> REQUIRED TASK:
Pick out each line containing the string "page" and copy it.

> PROVIDED DATA:
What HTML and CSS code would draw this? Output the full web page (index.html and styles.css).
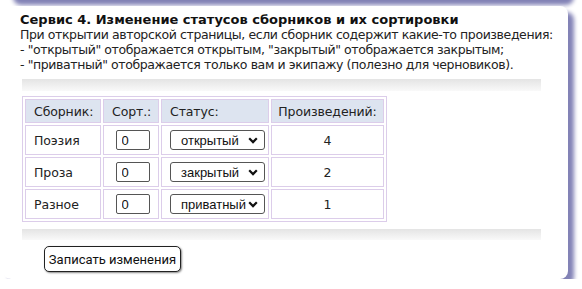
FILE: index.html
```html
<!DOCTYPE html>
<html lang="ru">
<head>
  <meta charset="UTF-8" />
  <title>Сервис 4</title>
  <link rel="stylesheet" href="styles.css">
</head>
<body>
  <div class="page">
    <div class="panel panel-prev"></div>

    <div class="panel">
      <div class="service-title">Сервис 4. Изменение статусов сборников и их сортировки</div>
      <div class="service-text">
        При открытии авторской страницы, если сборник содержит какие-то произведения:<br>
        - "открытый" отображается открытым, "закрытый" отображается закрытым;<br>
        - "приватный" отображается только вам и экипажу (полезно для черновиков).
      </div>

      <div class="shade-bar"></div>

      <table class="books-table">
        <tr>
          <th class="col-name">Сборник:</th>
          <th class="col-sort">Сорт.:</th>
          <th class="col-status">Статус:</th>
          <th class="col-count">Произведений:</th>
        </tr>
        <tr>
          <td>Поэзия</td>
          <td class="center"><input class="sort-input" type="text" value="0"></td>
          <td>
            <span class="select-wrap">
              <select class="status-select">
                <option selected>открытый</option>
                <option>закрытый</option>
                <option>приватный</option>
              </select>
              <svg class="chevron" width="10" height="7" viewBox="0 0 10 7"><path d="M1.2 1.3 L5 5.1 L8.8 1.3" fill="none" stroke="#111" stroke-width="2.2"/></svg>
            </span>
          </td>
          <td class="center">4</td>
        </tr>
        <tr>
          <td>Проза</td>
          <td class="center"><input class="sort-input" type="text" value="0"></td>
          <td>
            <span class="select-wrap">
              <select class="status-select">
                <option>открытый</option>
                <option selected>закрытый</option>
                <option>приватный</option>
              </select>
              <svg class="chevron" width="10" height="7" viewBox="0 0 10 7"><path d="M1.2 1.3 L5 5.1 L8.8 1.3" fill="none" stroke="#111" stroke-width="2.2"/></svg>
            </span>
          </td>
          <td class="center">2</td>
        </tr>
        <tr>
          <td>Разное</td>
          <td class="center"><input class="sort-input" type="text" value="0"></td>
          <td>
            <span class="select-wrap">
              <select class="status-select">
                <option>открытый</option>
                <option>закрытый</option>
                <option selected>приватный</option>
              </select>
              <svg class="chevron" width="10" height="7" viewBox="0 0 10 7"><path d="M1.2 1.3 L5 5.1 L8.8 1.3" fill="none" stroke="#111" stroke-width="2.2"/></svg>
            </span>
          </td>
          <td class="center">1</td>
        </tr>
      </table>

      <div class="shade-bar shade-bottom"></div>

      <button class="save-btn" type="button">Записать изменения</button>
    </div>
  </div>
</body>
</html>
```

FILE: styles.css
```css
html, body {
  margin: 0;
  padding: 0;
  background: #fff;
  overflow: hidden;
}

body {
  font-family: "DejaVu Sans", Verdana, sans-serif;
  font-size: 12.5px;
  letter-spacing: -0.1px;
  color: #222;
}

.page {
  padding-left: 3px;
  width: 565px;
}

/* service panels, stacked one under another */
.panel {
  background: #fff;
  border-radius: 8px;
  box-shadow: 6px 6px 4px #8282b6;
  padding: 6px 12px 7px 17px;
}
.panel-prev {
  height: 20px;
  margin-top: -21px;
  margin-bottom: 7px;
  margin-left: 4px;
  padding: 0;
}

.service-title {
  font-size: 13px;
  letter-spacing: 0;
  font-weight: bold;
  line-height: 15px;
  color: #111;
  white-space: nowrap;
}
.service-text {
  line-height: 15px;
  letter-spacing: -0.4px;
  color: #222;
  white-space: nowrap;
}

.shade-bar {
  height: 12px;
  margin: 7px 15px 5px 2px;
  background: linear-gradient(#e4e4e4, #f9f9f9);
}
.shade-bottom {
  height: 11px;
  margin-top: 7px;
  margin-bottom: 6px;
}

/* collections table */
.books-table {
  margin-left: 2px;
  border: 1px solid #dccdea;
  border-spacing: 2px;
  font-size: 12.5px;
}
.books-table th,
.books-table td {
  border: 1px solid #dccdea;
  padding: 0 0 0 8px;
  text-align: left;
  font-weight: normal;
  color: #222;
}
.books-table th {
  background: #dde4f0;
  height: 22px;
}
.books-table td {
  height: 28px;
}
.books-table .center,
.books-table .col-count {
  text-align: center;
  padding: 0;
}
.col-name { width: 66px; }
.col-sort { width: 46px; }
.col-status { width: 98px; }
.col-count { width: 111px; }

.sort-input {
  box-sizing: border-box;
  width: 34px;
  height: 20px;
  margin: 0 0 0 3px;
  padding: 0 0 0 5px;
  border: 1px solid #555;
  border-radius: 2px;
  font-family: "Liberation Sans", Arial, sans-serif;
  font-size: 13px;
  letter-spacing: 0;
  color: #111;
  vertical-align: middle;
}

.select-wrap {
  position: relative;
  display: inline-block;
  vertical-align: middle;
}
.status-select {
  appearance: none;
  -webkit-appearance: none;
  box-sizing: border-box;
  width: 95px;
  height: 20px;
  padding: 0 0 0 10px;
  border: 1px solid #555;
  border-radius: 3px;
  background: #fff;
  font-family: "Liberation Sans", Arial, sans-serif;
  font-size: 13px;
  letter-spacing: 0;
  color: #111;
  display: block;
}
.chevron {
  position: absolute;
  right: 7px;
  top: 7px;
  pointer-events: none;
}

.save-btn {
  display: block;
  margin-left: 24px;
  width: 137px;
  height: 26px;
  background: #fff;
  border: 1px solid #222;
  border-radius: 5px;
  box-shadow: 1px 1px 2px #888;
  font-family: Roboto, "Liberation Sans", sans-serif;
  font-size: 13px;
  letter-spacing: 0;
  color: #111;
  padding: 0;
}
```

> SOLUTION FOR THIS PROBLEM:
What HTML and CSS code would draw this? Output the full web page (index.html and styles.css).
  <div class="page">
.page {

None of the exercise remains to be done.